The samples are independent from each other within an orchard, but correlated to each other across orchards. Therefore, using 410 samples directly in your analysis is not appropriate. It is NOT wrong to use 410 samples, but, adjustment to the data (i.e. statistical removal of the "orchard" effect from your observation) must be done prior to your discriminant analysis.

You mentioned that you have 20-25 chemicals. Let's say that you are analyzing chemical 1 (CH1). Based on the information provided, your statistical model for the analysis of CH1 would be:

CH1 = µ + Cultivation_Area + Orchard + e

where CH1 is the observed level of CH1, µ is the general mean, "Cultivation_Area" is the fixed effect of cultivation area, "Orchard" is the random effect of orchard, a "e" is the random error, resulted from the trees within each orchard (BTW, I am assuming that Orchard is somewhat nested within Cultivation_Area). In this example, you are using 410 samples for the analysis.

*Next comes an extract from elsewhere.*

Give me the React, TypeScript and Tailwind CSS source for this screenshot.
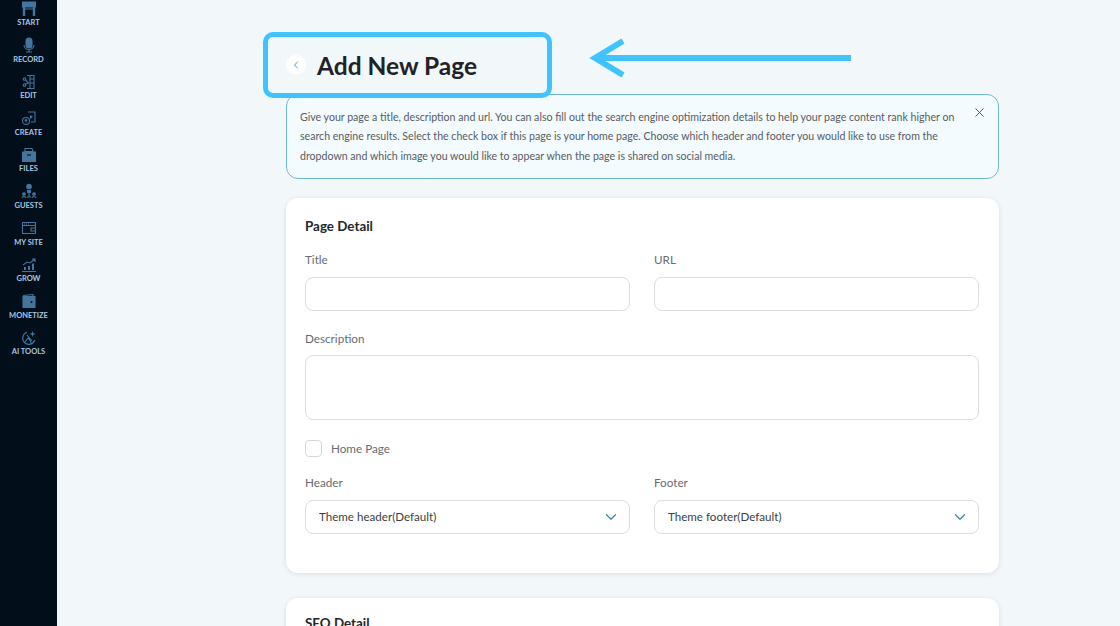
import React from 'react';
import { ChevronDown, ChevronLeft, X } from 'lucide-react';

const iconProps = { viewBox: '0 0 16 16', className: 'w-[16px] h-[16px]', fill: 'none', stroke: '#44759c', strokeWidth: 1.1 };

const NAV: { label: string; icon: React.ReactNode }[] = [
  {
    label: 'START',
    icon: (
      <svg {...iconProps}>
        <path d="M1.500 1h13v5h-13z" fill="#44759c" />
        <path d="M3 6v9M13 6v9" strokeWidth="2.400" />
        <path d="M4 8h8" />
      </svg>
    ),
  },
  {
    label: 'RECORD',
    icon: (
      <svg {...iconProps}>
        <rect x="5" y="1" width="6" height="10" rx="3" fill="#44759c" />
        <path d="M3 8c0 6 10 6 10 0M8 12v3M5 15h6" />
      </svg>
    ),
  },
  {
    label: 'EDIT',
    icon: (
      <svg {...iconProps}>
        <path d="M6 1.500h7v13H6M9 1.500v13M9 5h4M9 9h4" />
        <circle cx="3.500" cy="5" r="1.300" />
        <circle cx="3.500" cy="11" r="1.300" />
        <path d="M4.500 6l3 3-3 1" />
      </svg>
    ),
  },
  {
    label: 'CREATE',
    icon: (
      <svg {...iconProps}>
        <path d="M7 2h7v10h-4" />
        <path d="M9 5l3 2-3 2z" fill="#44759c" stroke="none" />
        <circle cx="5" cy="11" r="3.500" />
        <path d="M5 9.500v3M3.700 10.700L5 9.500l1.300 1.200" />
      </svg>
    ),
  },
  {
    label: 'FILES',
    icon: (
      <svg {...iconProps}>
        <path d="M4 1.500h7l1 3H4z" />
        <path d="M1.500 5h13v9.500h-13z" fill="#44759c" />
        <path d="M6 8h4" stroke="#020e1a" />
      </svg>
    ),
  },
  {
    label: 'GUESTS',
    icon: (
      <svg {...iconProps}>
        <circle cx="8" cy="3.500" r="2.300" fill="#44759c" />
        <path d="M6 7h4v3H6z" fill="#44759c" stroke="none" />
        <circle cx="3" cy="11" r="1.300" fill="#44759c" />
        <circle cx="13" cy="11" r="1.300" fill="#44759c" />
        <path d="M1 15c0-2 4-2 4 0M11 15c0-2 4-2 4 0M6 14h4M8 10v4" />
      </svg>
    ),
  },
  {
    label: 'MY SITE',
    icon: (
      <svg {...iconProps}>
        <path d="M1.500 2.500h13v11h-13zM1.500 5.500h13" />
        <path d="M10 8h4.500v3H10z" />
        <path d="M3 4h1M5 4h1M7 4h1" />
      </svg>
    ),
  },
  {
    label: 'GROW',
    icon: (
      <svg {...iconProps}>
        <path d="M2 8l4-3 3 1 5-4M11 2h3v3" />
        <path d="M1 14.500h14" />
        <path d="M3 10h2v3H3zM7 9h2v4H7zM11 6.500h2V13h-2z" fill="#44759c" stroke="none" />
      </svg>
    ),
  },
  {
    label: 'MONETIZE',
    icon: (
      <svg {...iconProps}>
        <path d="M2 2.500l10-1v3" />
        <path d="M2 3.500h12v11H2z" fill="#44759c" />
        <circle cx="10.500" cy="9" r="1" fill="#020e1a" stroke="none" />
      </svg>
    ),
  },
  {
    label: 'AI TOOLS',
    icon: (
      <svg {...iconProps}>
        <path d="M6 2.200a6.200 6.200 0 1 0 7.800 7.800" />
        <path d="M11.500 1l.8 2.200 2.200.8-2.200.8-.8 2.200-.8-2.200-2.200-.8 2.200-.8z" fill="#44759c" stroke="none" />
        <path d="M4 12l3-4 2 2 1 3M6 5l5 6" />
      </svg>
    ),
  },
];

const inputBox = 'w-full bg-white border border-[#d9dee3] rounded-lg';

const Field = ({ label, tight, children }: { label: string; tight?: boolean; children: React.ReactNode }) => (
  <div>
    <div className={`text-[11.7px] leading-[18px] text-[#666c72] ${tight ? 'mb-[8px]' : 'mb-[9px]'}`}>{label}</div>
    {children}
  </div>
);

const Select = ({ value }: { value: string }) => (
  <div className={`${inputBox} h-[34px] pl-[13px] pr-[9px] flex items-center justify-between`}>
    <span className="text-[11.6px] text-[#3a3f44]">{value}</span>
    <ChevronDown className="w-[18px] h-[18px] text-[#3d84a3]" strokeWidth={1.6} />
  </div>
);

export default function App() {
  return (
    <div className="relative flex h-[626px] w-[1120px] overflow-hidden bg-[#f2f7fa]" style={{ fontFamily: '"Lato", "Noto Sans", sans-serif' }}>
      {/* Sidebar */}
      <aside className="w-[57px] shrink-0 bg-[#020e1a] -mt-[0.5px]">
        {NAV.map((item) => (
          <div key={item.label} className="h-[36.6px] flex flex-col items-center justify-start">
            <div className="h-[17px] flex items-end">{item.icon}</div>
            <div className="text-[7.5px] leading-[11px] mt-[0.5px] font-bold text-[#a8c8e2] whitespace-nowrap">{item.label}</div>
          </div>
        ))}
      </aside>

      {/* Main */}
      <main className="ml-[229px] w-[713px] shrink-0">
        <div className="h-[94px] pt-[49px] flex items-start gap-[11px]">
          <div className="w-[20px] h-[20px] mt-[6px] rounded-full bg-white flex items-center justify-center">
            <ChevronLeft className="w-[12px] h-[12px] text-[#4f9cb5]" strokeWidth={2} />
          </div>
          <h1 className="text-[24.5px] leading-[32px] pt-[1px] font-bold text-[#1f2328]">Add New Page</h1>
        </div>

        <div className="relative h-[85px] rounded-xl border border-[#6db8ca] bg-[#f3fbff] pl-[13px] pt-[12.5px] pr-[36px]">
          <p className="text-[10.6px] leading-[19.6px] text-[#575c61]">
            Give your page a title, description and url. You can also fill out the search engine optimization details to help your page content rank higher on search engine results. Select the check box if this page is your home page. Choose which header and footer you would like to use from the dropdown and which image you would like to appear when the page is shared on social media.
          </p>
          <X className="absolute top-[10px] right-[11px] w-[15px] h-[15px] text-[#4d5358]" strokeWidth={1.5} />
        </div>

        <section className="mt-[19px] h-[375px] bg-white rounded-xl shadow-[0_1px_5px_rgba(30,50,70,0.12)] pl-[19px] pr-[20px] pt-[18px]">
          <h2 className="text-[13.4px] leading-[20px] font-bold text-[#22262a] mb-[14px]">Page Detail</h2>
          <div className="grid grid-cols-2 gap-x-[24px]">
            <Field label="Title"><div className={`${inputBox} h-[34px]`} /></Field>
            <Field label="URL"><div className={`${inputBox} h-[34px]`} /></Field>
          </div>
          <div className="mt-[18px]">
            <Field label="Description" tight><div className={`${inputBox} h-[65px]`} /></Field>
          </div>
          <label className="mt-[20px] flex items-center gap-[9px]">
            <span className="w-[17px] h-[17px] rounded-[4px] border border-[#d3d8dd] bg-white" />
            <span className="text-[11.7px] leading-[17px] text-[#666c72]">Home Page</span>
          </label>
          <div className="mt-[16px] grid grid-cols-2 gap-x-[24px]">
            <Field label="Header"><Select value="Theme header(Default)" /></Field>
            <Field label="Footer"><Select value="Theme footer(Default)" /></Field>
          </div>
        </section>

        <section className="mt-[25px] h-[200px] bg-white rounded-xl shadow-[0_1px_5px_rgba(30,50,70,0.12)] px-[19px] pt-[15px]">
          <h2 className="text-[13.4px] leading-[20px] font-bold text-[#22262a]">SEO Detail</h2>
        </section>
      </main>

      {/* Annotation overlay */}
      <div className="absolute left-[263px] top-[32px] w-[289px] h-[66px] rounded-[10px] border-[5px] border-[#40c4ff]" />
      <svg className="absolute left-[585px] top-[35px]" width="270" height="46" viewBox="0 0 270 46" fill="none" stroke="#40c4ff" strokeWidth="6">
        <path d="M266 23H12" />
        <path d="M38 6L10 23l28 17" />
      </svg>
    </div>
  );
}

But, the problem is that, in your LDA, you do not want the effect of "Orchard" to have any impact on your results. Thus, you must adjust your data for it. From the statistical model above, you are only really interested in "Cultivation_Area" and the random variation, given by "e" (not that we want variation, but, variation is part of reality, and you need to acknowledge it).

Thus, from the model above, you can obtain the estimates of "Cultivation_Area" and "e" of each sample, namely "CA_hat" and "e_hat" respectively, and sum them over to calculate an adjusted CH1 value, namely "CH1*". In other words, CH1* = CA_hat + _hat.

With this pre-adjusted value, you can now run your LDA using data that does not include the effect of "Orchard", which is a systematic effect, that you are not interested in (please, I am making the assumption that "Orchard" is independent from "Cultivar_Area").

Your other approach, of averaging values out within "Orchard" will result in a similar idea (you are removing the effect of "Orchard"!!!). However, in this approach you are removing potential true variation, due to differences between trees within orchards.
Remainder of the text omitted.